* [The problem]:
Produce an exact copy of all the data below, dropping every image.

BEGIN

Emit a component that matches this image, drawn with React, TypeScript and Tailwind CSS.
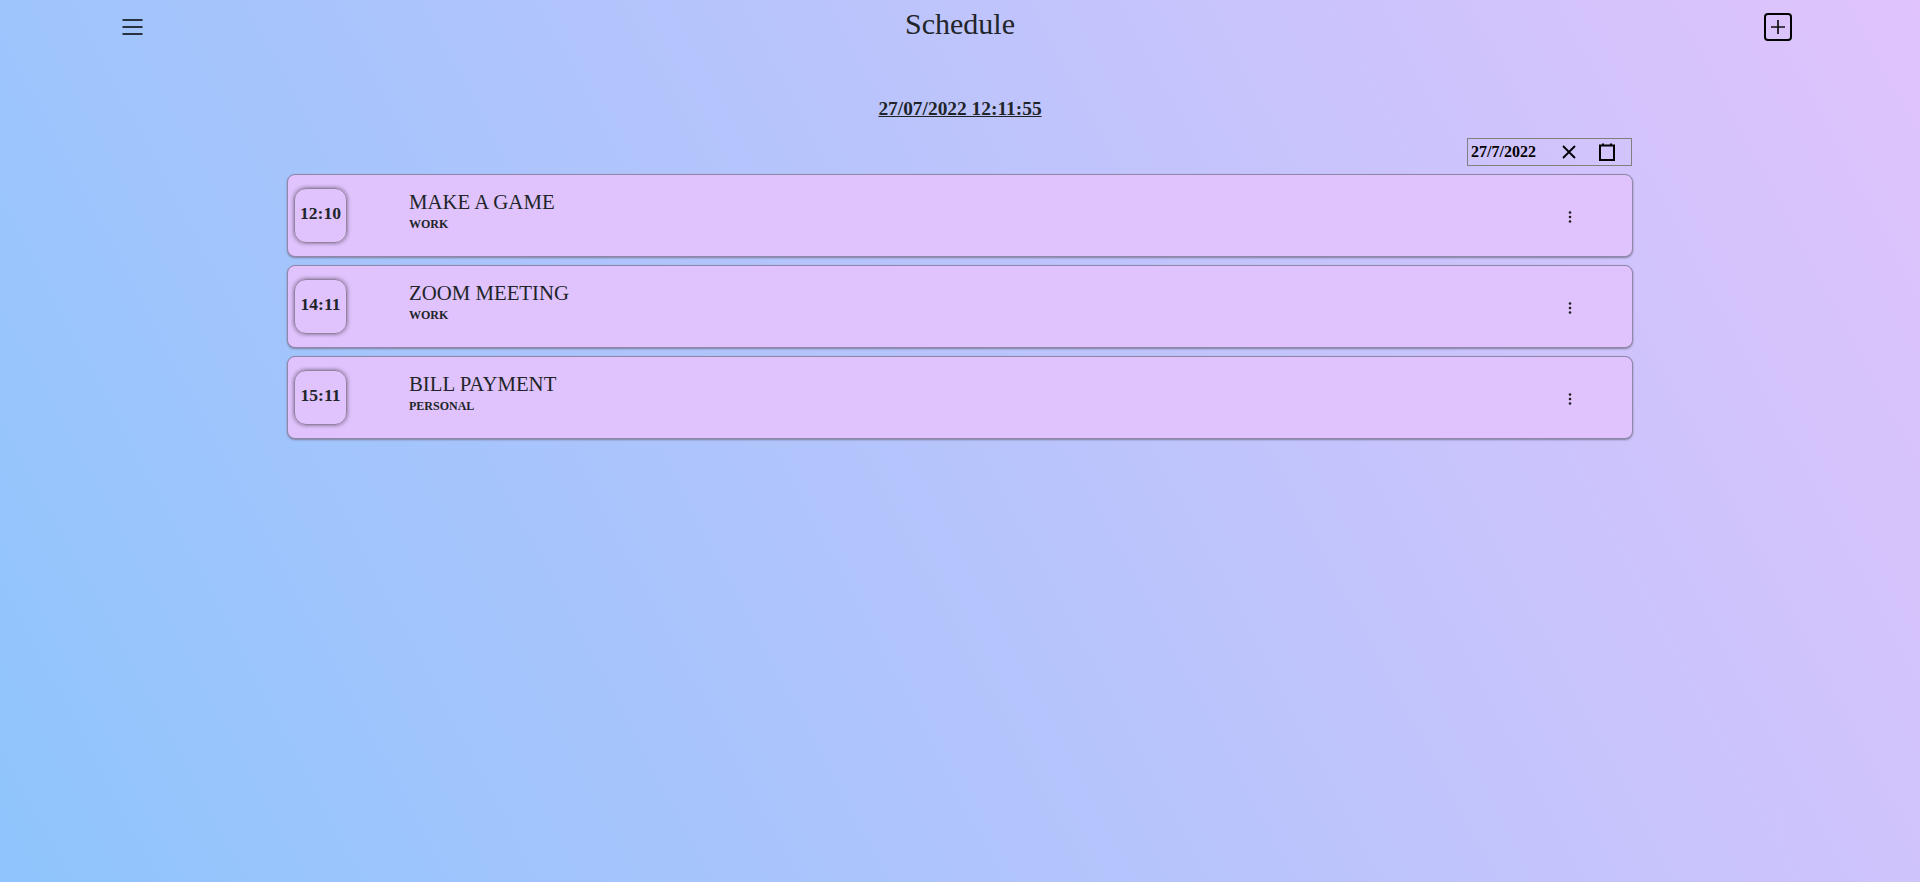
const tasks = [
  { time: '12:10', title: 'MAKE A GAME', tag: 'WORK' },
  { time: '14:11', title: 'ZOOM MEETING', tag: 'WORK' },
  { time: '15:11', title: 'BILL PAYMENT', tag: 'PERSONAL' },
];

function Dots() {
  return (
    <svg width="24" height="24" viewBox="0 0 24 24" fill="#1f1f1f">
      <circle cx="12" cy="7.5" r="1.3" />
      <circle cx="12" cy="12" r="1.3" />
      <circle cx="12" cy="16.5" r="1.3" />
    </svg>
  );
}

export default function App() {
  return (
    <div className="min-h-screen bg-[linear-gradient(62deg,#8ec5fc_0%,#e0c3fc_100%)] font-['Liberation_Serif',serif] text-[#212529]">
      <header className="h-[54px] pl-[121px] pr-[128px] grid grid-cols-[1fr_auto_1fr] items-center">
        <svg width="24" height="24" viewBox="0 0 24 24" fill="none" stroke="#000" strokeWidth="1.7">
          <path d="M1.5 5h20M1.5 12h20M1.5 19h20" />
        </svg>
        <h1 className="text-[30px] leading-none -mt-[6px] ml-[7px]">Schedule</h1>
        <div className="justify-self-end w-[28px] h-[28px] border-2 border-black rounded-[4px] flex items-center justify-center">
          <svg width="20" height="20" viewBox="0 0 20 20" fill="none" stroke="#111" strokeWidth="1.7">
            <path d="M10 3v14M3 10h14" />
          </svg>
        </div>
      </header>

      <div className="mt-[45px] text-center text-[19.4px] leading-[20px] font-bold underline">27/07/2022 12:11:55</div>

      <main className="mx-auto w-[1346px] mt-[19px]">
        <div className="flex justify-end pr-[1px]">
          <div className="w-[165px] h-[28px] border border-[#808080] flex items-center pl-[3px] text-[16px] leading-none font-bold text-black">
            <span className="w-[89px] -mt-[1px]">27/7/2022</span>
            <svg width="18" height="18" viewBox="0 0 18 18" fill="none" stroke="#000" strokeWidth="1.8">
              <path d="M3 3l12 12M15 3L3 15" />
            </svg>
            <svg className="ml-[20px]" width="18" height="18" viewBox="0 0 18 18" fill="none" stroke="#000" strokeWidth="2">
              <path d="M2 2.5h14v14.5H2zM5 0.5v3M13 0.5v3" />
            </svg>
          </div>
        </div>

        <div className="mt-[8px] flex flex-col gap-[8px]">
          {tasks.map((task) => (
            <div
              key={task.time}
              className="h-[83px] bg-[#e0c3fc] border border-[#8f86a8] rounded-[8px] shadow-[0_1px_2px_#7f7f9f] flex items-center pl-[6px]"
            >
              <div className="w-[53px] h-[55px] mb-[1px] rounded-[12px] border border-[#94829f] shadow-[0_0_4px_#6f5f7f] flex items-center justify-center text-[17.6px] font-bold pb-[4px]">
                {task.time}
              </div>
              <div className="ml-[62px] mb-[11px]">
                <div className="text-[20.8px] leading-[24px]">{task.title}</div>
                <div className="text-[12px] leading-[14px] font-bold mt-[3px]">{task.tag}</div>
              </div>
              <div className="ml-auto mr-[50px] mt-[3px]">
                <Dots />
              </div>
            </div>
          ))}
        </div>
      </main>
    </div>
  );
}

END

* [Correct result]:
Emit a component that matches this image, drawn with React, TypeScript and Tailwind CSS.
const tasks = [
  { time: '12:10', title: 'MAKE A GAME', tag: 'WORK' },
  { time: '14:11', title: 'ZOOM MEETING', tag: 'WORK' },
  { time: '15:11', title: 'BILL PAYMENT', tag: 'PERSONAL' },
];

function Dots() {
  return (
    <svg width="24" height="24" viewBox="0 0 24 24" fill="#1f1f1f">
      <circle cx="12" cy="7.5" r="1.3" />
      <circle cx="12" cy="12" r="1.3" />
      <circle cx="12" cy="16.5" r="1.3" />
    </svg>
  );
}

export default function App() {
  return (
    <div className="min-h-screen bg-[linear-gradient(62deg,#8ec5fc_0%,#e0c3fc_100%)] font-['Liberation_Serif',serif] text-[#212529]">
      <header className="h-[54px] pl-[121px] pr-[128px] grid grid-cols-[1fr_auto_1fr] items-center">
        <svg width="24" height="24" viewBox="0 0 24 24" fill="none" stroke="#000" strokeWidth="1.7">
          <path d="M1.5 5h20M1.5 12h20M1.5 19h20" />
        </svg>
        <h1 className="text-[30px] leading-none -mt-[6px] ml-[7px]">Schedule</h1>
        <div className="justify-self-end w-[28px] h-[28px] border-2 border-black rounded-[4px] flex items-center justify-center">
          <svg width="20" height="20" viewBox="0 0 20 20" fill="none" stroke="#111" strokeWidth="1.7">
            <path d="M10 3v14M3 10h14" />
          </svg>
        </div>
      </header>

      <div className="mt-[45px] text-center text-[19.4px] leading-[20px] font-bold underline">27/07/2022 12:11:55</div>

      <main className="mx-auto w-[1346px] mt-[19px]">
        <div className="flex justify-end pr-[1px]">
          <div className="w-[165px] h-[28px] border border-[#808080] flex items-center pl-[3px] text-[16px] leading-none font-bold text-black">
            <span className="w-[89px] -mt-[1px]">27/7/2022</span>
            <svg width="18" height="18" viewBox="0 0 18 18" fill="none" stroke="#000" strokeWidth="1.8">
              <path d="M3 3l12 12M15 3L3 15" />
            </svg>
            <svg className="ml-[20px]" width="18" height="18" viewBox="0 0 18 18" fill="none" stroke="#000" strokeWidth="2">
              <path d="M2 2.5h14v14.5H2zM5 0.5v3M13 0.5v3" />
            </svg>
          </div>
        </div>

        <div className="mt-[8px] flex flex-col gap-[8px]">
          {tasks.map((task) => (
            <div
              key={task.time}
              className="h-[83px] bg-[#e0c3fc] border border-[#8f86a8] rounded-[8px] shadow-[0_1px_2px_#7f7f9f] flex items-center pl-[6px]"
            >
              <div className="w-[53px] h-[55px] mb-[1px] rounded-[12px] border border-[#94829f] shadow-[0_0_4px_#6f5f7f] flex items-center justify-center text-[17.6px] font-bold pb-[4px]">
                {task.time}
              </div>
              <div className="ml-[62px] mb-[11px]">
                <div className="text-[20.8px] leading-[24px]">{task.title}</div>
                <div className="text-[12px] leading-[14px] font-bold mt-[3px]">{task.tag}</div>
              </div>
              <div className="ml-auto mr-[50px] mt-[3px]">
                <Dots />
              </div>
            </div>
          ))}
        </div>
      </main>
    </div>
  );
}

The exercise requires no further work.